A Gaffe observa com pasmo dantesco a menina da recepção que toca as teclas do seu PC com a polpa dos dedinhos encimados por uma espécie de floretes esmaltados.
A Gaffe fica fascinada com a perícia com que os dedos erguidos apontando o céu conseguem tocar as vítimas, enquanto as unhas, as nails, o gel, vão riscando o monitor em arrepio de giz.
Ao lado, uma loira ripada e explosiva, atira os dedos e faz deslizar outros punhais de gel no telemóvel, arriscando lancetar a jugular da companheira com um mover das armas mais violento.
A Gaffe fica encantada, enquanto se introduz nas suas envergonhadas e tímidas unhas por prolongar até à curvatura do espaço, a suspeita da maldição que as donas das nails carregam pelas suas vidas íntimas envernizadas em todas as suas extensões e prolongamentos.
É evidente que estas duas mulheres não sentem, por exemplo, a fricção que é, postas perante um rapagão perito em física atómica - e demasiado atraente para que o ouçamos narrar as aventuras dos electrões, dos iões, dos protões e dos positrões, despido pela nosso imaginário mais maroto que deseja apenas que lhe acelerem as partículas -, pousar o nosso dedinho indicador nos lábios carnudos do potentado intelectual e fazer com que os nosso olhos deslizem pelo deslize que vamos desenhando, impedindo-o de continuar a perder tempo.
Com certeza que, no caso em que o gesto é protagonizado pelas duas portadoras de nails, o pobre rapaz acaba com um olho vazado, ou pronto a ser embalsamado à boa maneira egípcia que arrancava o cérebro pelas narinas.
Por razões similares, as coleccionadoras de nails arriscam ser excisadas durante os seus devaneios e solilóquios, transformando ocasiões propícias a alegrias várias - relembremos que saber estar só revela saúde mental -, em trágicas subtracções de capacidades autonómicas. Torna-se também evidente que quando a alegria é partilhada, o lamentável parceiro de folguedos tem grandes hipóteses de ficar sem as bolinhas, mesmo que sejam de Berlim e fáceis de azedar, reconhecendo-se também que a piloca corre grandes riscos de ser aberta a todo o comprimento como uma sardinha sanjoanina ou como uma salsicha de feira popular - de preferência alemã.

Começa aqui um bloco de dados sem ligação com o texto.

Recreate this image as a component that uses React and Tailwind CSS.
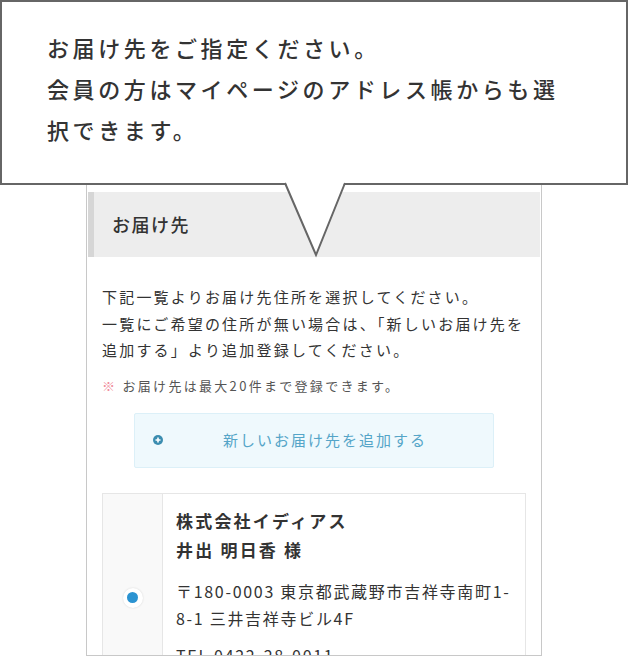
import React from 'react';

const jp = { fontFamily: '"Noto Sans CJK JP", "Noto Sans", sans-serif' };

function Pointer() {
  return (
    <svg className="absolute left-[280px] top-[181px] z-20" width="70" height="80" viewBox="0 0 70 80">
      <polygon points="5,0 36,74 65,0" fill="#ffffff" />
      <polyline points="5,2 36,74 65,2" fill="none" stroke="#666666" strokeWidth="2" strokeLinejoin="miter" />
    </svg>
  );
}

function PlusIcon() {
  return (
    <svg width="10" height="10" viewBox="0 0 10 10" className="shrink-0">
      <circle cx="5" cy="5" r="5" fill="#3b8db0" />
      <path d="M5 2.5v5M2.5 5h5" stroke="#ffffff" strokeWidth="1.6" />
    </svg>
  );
}

export default function App() {
  return (
    <div className="relative w-[630px] h-[658px] bg-white overflow-hidden text-[#333]" style={jp}>
      {/* callout */}
      <div className="relative z-10 w-[628px] h-[185px] border-2 border-[#666] bg-white pl-[45px] pt-[25px]">
        <p className="text-[22px] font-medium leading-[41px] tracking-[3.6px] whitespace-nowrap text-[#333]">
          お届け先をご指定ください。
          <br />
          会員の方はマイページのアドレス帳からも選
          <br />
          択できます。
        </p>
      </div>
      <Pointer />

      {/* page behind */}
      <div className="ml-[86px] w-[456px] h-[471px] border-x border-b border-[#c8c8c8] overflow-hidden pt-[7px] px-[1px]">
        <div className="h-[65px] bg-[#ededed] border-l-[6px] border-[#d6d6d6] flex items-center pl-[18px]">
          <h2 className="text-[18px] font-medium tracking-[1.5px] text-[#333]">お届け先</h2>
        </div>

        <div className="px-[14px] pt-[27px]">
          <p className="text-[15px] leading-[26.5px] tracking-[2.2px] text-[#333] whitespace-nowrap">
            下記一覧よりお届け先住所を選択してください。
            <br />
            一覧にご希望の住所が無い場合は、「新しいお届け先を
            <br />
            追加する」より追加登録してください。
          </p>
          <p className="mt-[12px] text-[13px] leading-[20px] tracking-[2.3px] text-[#555] whitespace-nowrap">
            <span className="text-[#f08c9a]">※</span> お届け先は最大20件まで登録できます。
          </p>

          <div className="mx-auto mt-[17px] w-[360px] h-[55px] bg-[#eff9fd] border border-[#dcf0f8] rounded-[2px] flex items-center pl-[18px]">
            <PlusIcon />
            <span className="flex-1 text-center text-[15px] tracking-[2px] text-[#55a5c8] pr-[6px]">
              新しいお届け先を追加する
            </span>
          </div>

          <div className="mt-[25px] flex border border-[#e6e6e6]">
            <div className="w-[60px] shrink-0 bg-[#f9f9f9] border-r border-[#e6e6e6] flex items-center justify-center">
              <span className="w-[20px] h-[20px] rounded-full bg-white shadow-[0_0_2px_rgba(0,0,0,0.15)] flex items-center justify-center">
                <span className="w-[11px] h-[11px] rounded-full bg-[#2b93d1]" />
              </span>
            </div>
            <div className="flex-1 pl-[13px] pt-[12px] pb-[33px]">
              <p className="text-[17px] font-bold leading-[29px] tracking-[2.2px] text-[#333]">
                株式会社イディアス
                <br />
                井出 明日香 様
              </p>
              <p className="mt-[14.5px] text-[16px] leading-[27px] tracking-[1.7px] text-[#333] whitespace-nowrap">
                〒180-0003 東京都武蔵野市吉祥寺南町1-
                <br />
                8-1 三井吉祥寺ビル4F
              </p>
              <p className="mt-[10px] text-[16px] leading-[27px] tracking-[1.7px] text-[#333]">
                TEL 0422-28-0011
              </p>
            </div>
          </div>
        </div>
      </div>
    </div>
  );
}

A Gaffe não vai por decência - atributo que muito a caracteriza -, reportar-se às idas ao WC destas portadoras de armas brancas, sobretudo porque acredita que as criaturas não usam as sanitas. São provavelmente como Isabel II - parabéns, rapariga! -, que a Gaffe em criança acreditava piamente não ter intestinos, por razões que excedem o âmbito deste pequeno rabisco. Em consequência, os resíduos alojam-se no cérebro.
Posto assim, há que admitir que existem algumas das mais importantes intimidades gravemente abaladas pelo uso de nails cuja única vantagem é apenas a possibilidade de se usarem como chaves de fendas, pese embora o problema referido atrás.
Antes de colar nos dedos os parolos punhais da mais rafeira das escolhas estéticas, pensem, minhas queridas, que cravar as unhas naquele físico atómico lindo de se morrer repleta de descargas - sendo bem-vindo tudo o for que se dispare - não implica um entendimento literal da acção enunciada. Basta, meus, amores, um dedinho nosso, de garras recolhidas, a contornar os lábios com silêncios.